Rural School District Agrees to Stop Removing Gays
As appeared in The Advocate
The rural school district of Visalia, California settled a lawsuit in August by agreeing to considerable changes to prevent harassment against gays while paying one victim $130,000 who was repeatedly harassed by teachers and forced to leave his high school.
The agreement between the school district, the Gay-Straight Alliance Network (GSAN) and the American Civil Liberties Union (ACLU) requires that all teachers and administrators with direct student contact attend a three-hour training on preventing harassment against gays. Additionally, high school students will participate in a peer-to-peer program aimed at curbing harassment and violence against gays.
“Not only will this program train teachers and students, but it will end the process of forcing students out of school just because they’re gay,” says Carolyn Laub, executive director of GSAN.
The ACLU says it receives hundreds of similar cases each year nationwide ranging from students being removed from school to physical violence. “This agreement addresses the anti-gay sentiment in many non-urban schools and tackles student and teacher insensitivities,” says James Esseks, litigation director at the ACLU’s Lesbian and Gay Rights Project. “It also gives us a starting point to take to other non-urban school districts with similar problems.”

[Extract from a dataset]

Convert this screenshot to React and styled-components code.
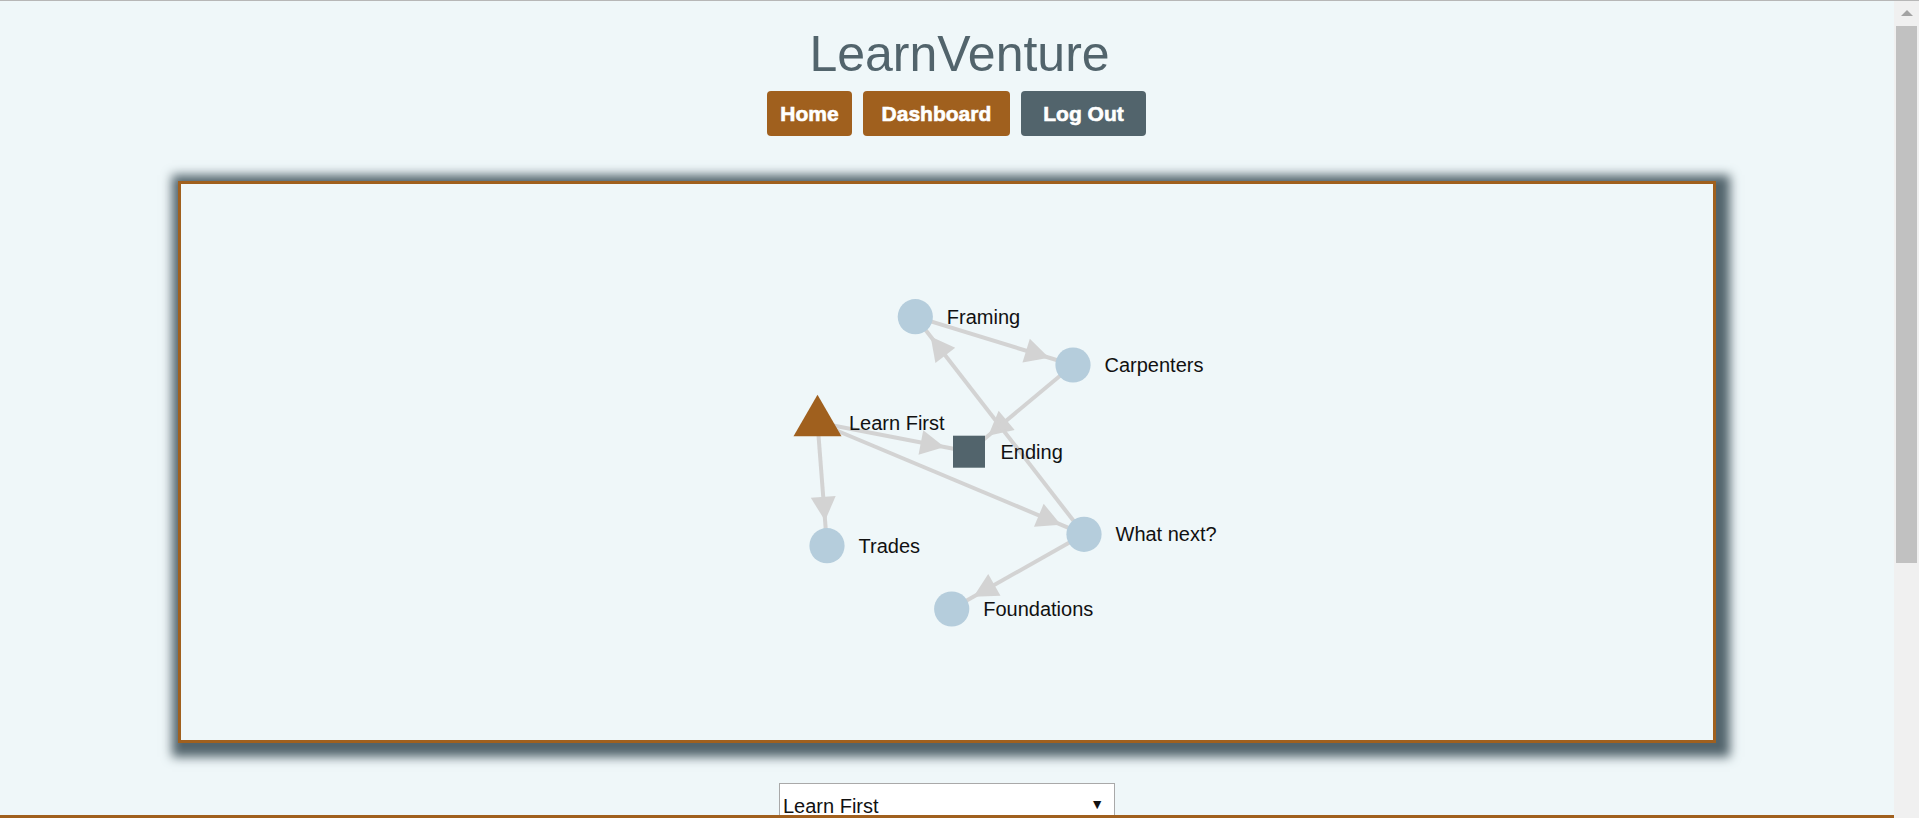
import styled, { createGlobalStyle } from 'styled-components';

const BROWN = '#a0601e';
const SLATE = '#52646c';
const NODE_BLUE = '#b5cddc';
const EDGE_GREY = '#d3d3d3';

/* graph data — positions are the laid-out result, relative to the panel */
const NODES = {
  learn: { x: 636.5, y: 238.5, label: 'Learn First', shape: 'triangle' },
  framing: { x: 734.3, y: 132.7, label: 'Framing', shape: 'circle' },
  carpenters: { x: 892, y: 181, label: 'Carpenters', shape: 'circle' },
  ending: { x: 788, y: 267.7, label: 'Ending', shape: 'square' },
  trades: { x: 646, y: 361.7, label: 'Trades', shape: 'circle' },
  whatnext: { x: 903, y: 350.3, label: 'What next?', shape: 'circle' },
  foundations: { x: 770.7, y: 425, label: 'Foundations', shape: 'circle' },
};

const EDGES = [
  ['framing', 'carpenters'],
  ['carpenters', 'ending'],
  ['whatnext', 'framing'],
  ['learn', 'ending'],
  ['learn', 'whatnext'],
  ['learn', 'trades'],
  ['whatnext', 'foundations'],
];

const arrowHead = (s, t) => {
  const dx = t.x - s.x, dy = t.y - s.y;
  const len = Math.hypot(dx, dy);
  const ux = dx / len, uy = dy / len;
  const tip = [t.x - ux * 25, t.y - uy * 25];
  const bx = t.x - ux * 49, by = t.y - uy * 49;
  const hw = 12.5;
  return `${tip[0]},${tip[1]} ${bx - uy * hw},${by + ux * hw} ${bx + uy * hw},${by - ux * hw}`;
};

const Shape = ({ node }) => {
  if (node.shape === 'triangle') {
    const h = 41.6, w = 48;
    return (
      <polygon
        points={`${node.x},${node.y - (h * 2) / 3} ${node.x - w / 2},${node.y + h / 3} ${node.x + w / 2},${node.y + h / 3}`}
        fill={BROWN}
      />
    );
  }
  if (node.shape === 'square') {
    return <rect x={node.x - 16} y={node.y - 16} width={32} height={32} fill={SLATE} />;
  }
  return <circle cx={node.x} cy={node.y} r={17.6} fill={NODE_BLUE} />;
};

const GraphDrawing = () => (
  <Svg>
    {EDGES.map(([a, b]) => {
      const s = NODES[a], t = NODES[b];
      return (
        <g key={`${a}-${b}`}>
          <line x1={s.x} y1={s.y} x2={t.x} y2={t.y} stroke={EDGE_GREY} strokeWidth="4" />
          <polygon points={arrowHead(s, t)} fill={EDGE_GREY} />
        </g>
      );
    })}
    {Object.entries(NODES).map(([id, n]) => (
      <g key={id}>
        <Shape node={n} />
        <NodeLabel x={n.x + 31.5} y={n.y + 7}>{n.label}</NodeLabel>
      </g>
    ))}
  </Svg>
);

export default function App() {
  return (
    <>
      <GlobalStyle />
      <Header>
        <Title>LearnVenture</Title>
        <Nav>
          <NavButton $bg={BROWN} $pad={13}>Home</NavButton>
          <NavButton $bg={BROWN} $pad={19}>Dashboard</NavButton>
          <NavButton $bg={SLATE} $pad={22}>Log Out</NavButton>
        </Nav>
      </Header>
      <Main>
        <GraphPanel>
          <GraphDrawing />
        </GraphPanel>
        <SelectWrap>
          <NodeSelect defaultValue="learn">
            {Object.entries(NODES).map(([id, n]) => (
              <option key={id} value={id}>{n.label}</option>
            ))}
          </NodeSelect>
        </SelectWrap>
      </Main>
      <FooterRule />
      <ScrollGutter>
        <ScrollArrow />
        <ScrollThumb />
      </ScrollGutter>
    </>
  );
}

/* ── Styles ─────────────────────────────────── */
const GUTTER = 25;

const GlobalStyle = createGlobalStyle`
  body {
    margin: 0;
    background: #eff7f9;
    border-top: 1px solid #b7b7b7;
    font-family: 'Liberation Sans', Arial, sans-serif;
  }
`;

const Header = styled.header`
  width: 100vw;
  display: flex; flex-direction: column; align-items: center;
  padding-top: 24px;
`;
const Title = styled.h1`
  margin: 0;
  font-size: 50px; line-height: 58px; font-weight: 400;
  color: ${SLATE};
`;
const Nav = styled.nav`
  display: flex; gap: 11px;
  margin: 8px 6px 0 0;
`;
const NavButton = styled.button`
  height: 45px;
  padding: 0 ${p => p.$pad}px;
  border: none; border-radius: 4px;
  background: ${p => p.$bg};
  color: #fff;
  font-family: 'Liberation Sans', Arial, sans-serif;
  font-size: 21px; font-weight: 700;
  -webkit-text-stroke: 0.6px #fff;
  cursor: pointer;
`;

const Main = styled.main`
  width: calc(100% - ${GUTTER}px);
  display: flex; flex-direction: column; align-items: center;
  padding: 45px 0 560px;
`;
const GraphPanel = styled.section`
  width: 1538px; height: 562px;
  box-sizing: border-box;
  border: 3px solid ${BROWN};
  box-shadow: 4px 4px 10px 10px ${SLATE};
`;
const Svg = styled.svg`
  display: block; width: 100%; height: 100%;
`;
const NodeLabel = styled.text`
  font-family: 'Liberation Sans', Arial, sans-serif;
  font-size: 20px;
  fill: #111;
`;

const SelectWrap = styled.div`
  position: relative;
  margin-top: 40px;
  &::after {
    content: '▼';
    position: absolute; right: 11px; top: 13px;
    font-size: 14px; color: #111;
    pointer-events: none;
  }
`;
const NodeSelect = styled.select`
  appearance: none;
  width: 336px; height: 38px;
  padding: 8px 3px 0;
  background: #fff;
  border: 1px solid #a9a9a9;
  border-radius: 0;
  font-family: 'Liberation Sans', Arial, sans-serif;
  font-size: 20px; color: #111;
`;

const FooterRule = styled.div`
  position: fixed; left: 0; right: ${GUTTER}px; bottom: 0;
  height: 3px;
  background: ${BROWN};
`;

/* window scrollbar as it appears in the capture */
const ScrollGutter = styled.aside`
  position: fixed; top: 1px; right: 0; bottom: 0;
  width: ${GUTTER}px;
  background: #f0f0f0;
  display: flex; flex-direction: column; align-items: center;
`;
const ScrollArrow = styled.div`
  margin-top: 9px;
  width: 0; height: 0;
  border-left: 6px solid transparent;
  border-right: 6px solid transparent;
  border-bottom: 6px solid #a3a3a3;
`;
const ScrollThumb = styled.div`
  margin-top: 10px;
  width: 21px; height: 537px;
  background: #c1c1c1;
`;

The agreement also calls for two teachers or administrators to be trained as “compliance officers” at each high school within the district. These officers will be responsible for fielding inquiries and complaints from students.
That’s a welcome development for George Loomis the plaintiff and former high school student in Visalia. “No student should have to go through the kind of harassment I did. And parents deserve to know their children will be safe when they’re at school,” says Loomis.